Obviously, the parameters that we included allow for only simple simulation scenarios at the moment. For example, the simulation model does not even consider people yet. The usefulness of simulation stands and falls with the quality of the simulation models. I highly recommend to read Bruce Silver’s articles on making simulation useful and why simulation in most BPM tools is actually a fake feature.

In fact, there are at least two aspects to making good simulation models:

  1. The capabilities of the simulation tool to model various process parameters. This is what Bruce is talking about in his criticism, but most of the mature and specialized simulation tools actually give you all the capabilities that you need.
  2. The suitability of the simulation model itself for the problem at hand. This is often harder than it sounds.1 It’s not practical to put the whole world in the simulation model.
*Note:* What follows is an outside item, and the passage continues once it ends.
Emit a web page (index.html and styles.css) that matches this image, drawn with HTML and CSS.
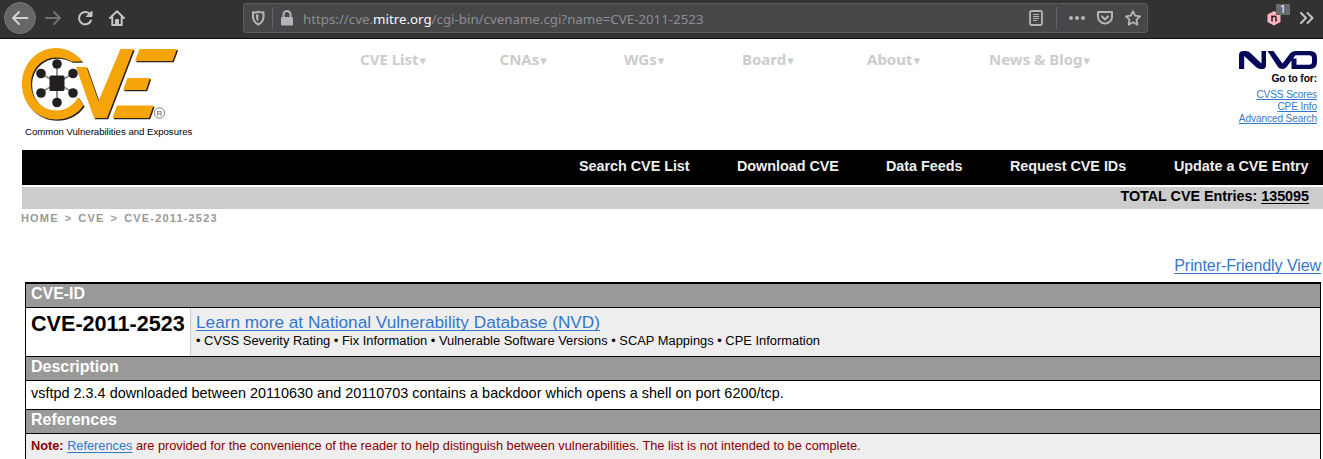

Instead, you want to capture the relevant parameters for the problem at hand in a model as compact as possible.

To address the latter point, we would be very curious about the type of questions that you would like to answer with simulation. What is the goal? Is it about managing workload? Is it to drive down throughput times? Is it to optimize the availability of resources? What else?

Also: Have you worked with simulation in the past? Would you use process mining and simulation together?

Leave us your comments below or contact Geoff or myself directly to continue the discussion.


  1. For example, in my PhD thesis (see Chapter 9) we have explored the discovery of simulation models through process mining techniques and one of the problems was that the availability of people is much lower in reality due to the fact that people work in multiple processes, at varying speeds, etc. We are not machines, and capturing the right causal dependencies in a simulation model can be really difficult. There has been follow-up work on improving the modeling of human behavior in simulation models through the use of chunks. For a recent and comprehensive overview about the state of the art of process mining and simulation, I recommend to read Wil van der Aalst’s Business Process Simulation Survival Guide.